Prometheus

Monitoring & Logging Plane

Observability

An open source monitoring system that collects metric data at customizable intervals.

Prometheus

Observability

Monitoring & Logging Plane

An open source monitoring system that collects metric data at customizable intervals.

What is Prometheus?

Prometheus is an open-source tool for monitoring systems and services. This project differentiates itself from similar alternatives by giving devs ample flexibility as it collects metric data at customizable intervals.

Prometheus users can define data models characterized by extreme dimensionality and use time series to create bespoke visualizations or alerts. Although this tool stores data in a custom format geared toward optimal disk and memory efficiency, you don't have to worry about manually managing the information you collect: The project makes it easy to scale up with built-in sharding and federation features. 
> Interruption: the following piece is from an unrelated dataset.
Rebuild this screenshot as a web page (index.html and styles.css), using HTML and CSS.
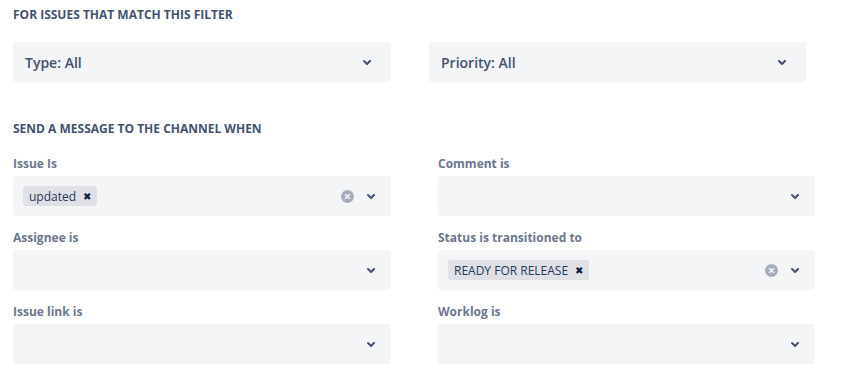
FILE: index.html
```html
<!DOCTYPE html>
<html lang="en">
<head>
<meta charset="UTF-8" />
<title>Channel notifications</title>
<link rel="stylesheet" href="styles.css">
</head>
<body>

<section class="filter">
  <h2 class="section-title">For issues that match this filter</h2>
  <div class="filter-row">
    <div class="select big">
      <span class="value">Type: All</span>
      <span class="indicators">
        <svg class="chevron" viewBox="0 0 24 24"><path d="M8.3 10.3a1 1 0 0 1 1.4 0L12 12.6l2.3-2.3a1 1 0 1 1 1.4 1.4l-3 3a1 1 0 0 1-1.4 0l-3-3a1 1 0 0 1 0-1.4z"/></svg>
      </span>
    </div>
    <div class="select big">
      <span class="value">Priority: All</span>
      <span class="indicators">
        <svg class="chevron" viewBox="0 0 24 24"><path d="M8.3 10.3a1 1 0 0 1 1.4 0L12 12.6l2.3-2.3a1 1 0 1 1 1.4 1.4l-3 3a1 1 0 0 1-1.4 0l-3-3a1 1 0 0 1 0-1.4z"/></svg>
      </span>
    </div>
  </div>
</section>

<section class="events">
  <h2 class="section-title">Send a message to the channel when</h2>
  <div class="event-grid">

    <div class="field">
      <label>Issue Is</label>
      <div class="select">
        <span class="chips">
          <span class="chip">updated <span class="chip-x">&#x2716;</span></span>
        </span>
        <span class="indicators">
          <span class="clear">&times;</span>
          <svg class="chevron" viewBox="0 0 24 24"><path d="M8.3 10.3a1 1 0 0 1 1.4 0L12 12.6l2.3-2.3a1 1 0 1 1 1.4 1.4l-3 3a1 1 0 0 1-1.4 0l-3-3a1 1 0 0 1 0-1.4z"/></svg>
        </span>
      </div>
    </div>

    <div class="field">
      <label>Comment is</label>
      <div class="select">
        <span class="chips"></span>
        <span class="indicators">
          <svg class="chevron" viewBox="0 0 24 24"><path d="M8.3 10.3a1 1 0 0 1 1.4 0L12 12.6l2.3-2.3a1 1 0 1 1 1.4 1.4l-3 3a1 1 0 0 1-1.4 0l-3-3a1 1 0 0 1 0-1.4z"/></svg>
        </span>
      </div>
    </div>

    <div class="field">
      <label>Assignee is</label>
      <div class="select">
        <span class="chips"></span>
        <span class="indicators">
          <svg class="chevron" viewBox="0 0 24 24"><path d="M8.3 10.3a1 1 0 0 1 1.4 0L12 12.6l2.3-2.3a1 1 0 1 1 1.4 1.4l-3 3a1 1 0 0 1-1.4 0l-3-3a1 1 0 0 1 0-1.4z"/></svg>
        </span>
      </div>
    </div>

    <div class="field">
      <label>Status is transitioned to</label>
      <div class="select">
        <span class="chips">
          <span class="chip">READY FOR RELEASE <span class="chip-x">&#x2716;</span></span>
        </span>
        <span class="indicators">
          <span class="clear">&times;</span>
          <svg class="chevron" viewBox="0 0 24 24"><path d="M8.3 10.3a1 1 0 0 1 1.4 0L12 12.6l2.3-2.3a1 1 0 1 1 1.4 1.4l-3 3a1 1 0 0 1-1.4 0l-3-3a1 1 0 0 1 0-1.4z"/></svg>
        </span>
      </div>
    </div>

    <div class="field">
      <label>Issue link is</label>
      <div class="select">
        <span class="chips"></span>
        <span class="indicators">
          <svg class="chevron" viewBox="0 0 24 24"><path d="M8.3 10.3a1 1 0 0 1 1.4 0L12 12.6l2.3-2.3a1 1 0 1 1 1.4 1.4l-3 3a1 1 0 0 1-1.4 0l-3-3a1 1 0 0 1 0-1.4z"/></svg>
        </span>
      </div>
    </div>

    <div class="field">
      <label>Worklog is</label>
      <div class="select">
        <span class="chips"></span>
        <span class="indicators">
          <svg class="chevron" viewBox="0 0 24 24"><path d="M8.3 10.3a1 1 0 0 1 1.4 0L12 12.6l2.3-2.3a1 1 0 1 1 1.4 1.4l-3 3a1 1 0 0 1-1.4 0l-3-3a1 1 0 0 1 0-1.4z"/></svg>
        </span>
      </div>
    </div>

  </div>
</section>

</body>
</html>
```

FILE: styles.css
```css
body {
  font-family: 'Open Sans', 'Noto Sans', sans-serif;
  background: #fff;
  color: #42526e;
  margin: 0;
  padding: 7px 13px 0;
}
.section-title {
  font-size: 12px;
  line-height: 16px;
  font-weight: 700;
  text-transform: uppercase;
  color: #42526e;
  margin: 0;
}
.filter-row {
  display: flex;
  gap: 38px;
  margin-top: 19px;
}
.filter-row .select {
  width: 378px;
}
.filter-row .select + .select {
  width: 377px;
}
.select {
  box-sizing: border-box;
  height: 40px;
  background: #f4f5f7;
  border-radius: 3px;
  display: flex;
  align-items: center;
  justify-content: space-between;
  padding: 0 8px 0 10px;
}
.select.big {
  padding: 0 12px;
}
.select .value {
  font-size: 14px;
  font-weight: 600;
  color: #42526e;
}
.indicators {
  display: flex;
  align-items: center;
  gap: 5px;
}
.chevron {
  width: 24px;
  height: 24px;
  fill: #42526e;
  display: block;
}
.clear {
  width: 13px;
  height: 13px;
  border-radius: 50%;
  background: #a5adba;
  color: #f4f5f7;
  font-size: 13px;
  font-weight: 700;
  line-height: 13px;
  text-align: center;
}
.events {
  margin-top: 39px;
}
.event-grid {
  display: grid;
  grid-template-columns: 378px 377px;
  column-gap: 47px;
  row-gap: 14px;
  margin-top: 19px;
}
.field label {
  display: block;
  font-size: 12px;
  line-height: 16px;
  font-weight: 700;
  color: #6b778c;
  margin-bottom: 4px;
}
.chips {
  display: flex;
}
.chip {
  display: flex;
  align-items: center;
  height: 20px;
  padding: 0 6px;
  background: #dfe1e6;
  border-radius: 3px;
  font-size: 12px;
  color: #253858;
}
.chip-x {
  font-size: 10px;
  margin-left: 7px;
  color: #091e42;
}
```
Prometheus comprises a few discrete parts, some of which are optional depending on your use case. The system features a time-series data-scraping-and-storing server, client application instrumentation libraries, a job push gateway, exporters for third-party data services, and a customizable alert manager. 

One element that might be a slight sticking point for new users is having to use Prometheus' query language, PromQL. Although PromQL is highly flexible and minimally complicated, users must be careful to test their custom rules and queries before taking them live to avoid slowdowns, overloads, or stale data. 

Focus

The fundamental idea behind Prometheus involves tying time-series monitoring to containerized service decision-making. Like Google's proprietary Borgmon and similar alternatives, it can synthesize higher-level information from raw time series data – while remaining strictly independent from any single company. 

It's important to note, however, that Prometheus has its limitations. Although server-side TLS support and other security features are in the works, this tool leaves it up to the user to implement secure networking setups, institute appropriate endpoint access controls, and avoid potential DoS attack vectors (like poorly optimized PromQL queries). It's also not quite appropriate for situations that require complete accuracy, like billing, although it’s geared towards general reliability in the face of failure conditions.

Background

SoundCloud originally built Prometheus for its internal use, and following its creation in 2012, the project received contributions from teams at Boxever and Docker. The project is fully open-source, however, as it's released under an Apache 2.0 license. It was also among the first few projects to join the Cloud Native Computing Foundation in 2016 and eventually achieve graduated status.

Among system monitoring tools, Prometheus is fairly popular, with more than 41K Github stars and a healthy presence online. Users can reach out to the project's devs on IRC, Matrix, or Slack, and the team's weekly meetings are open to the public. This project also features a well-thought-out governance model that likely contributes to its stability.

Prometheus main features

Prometheus gives you options 

This tool's mix-and-match design philosophy can help you get monitoring up and running fast. Users can get most things done using the standard components, such as using the server's web-ready expression browser to generate custom visualizations. Alternatively, you can use an integration, such as when you want to port your data to Grafana or a custom console. 

Time-series metrics for the uninitiated

Prometheus offers an accessible introduction to time-series monitoring with four distinct metric types: Monotonically increasing counters, unconstrained gauges, histograms, and summaries. In other words, you can get going with minimal statistical experience and still generate well-organized, maintainable results.

Alerts come included

Prometheus' alert manager lets you define custom conditions that prompt notifications. These time-series driven alerts might help you slash service outage response times – or at least stop fires from spreading.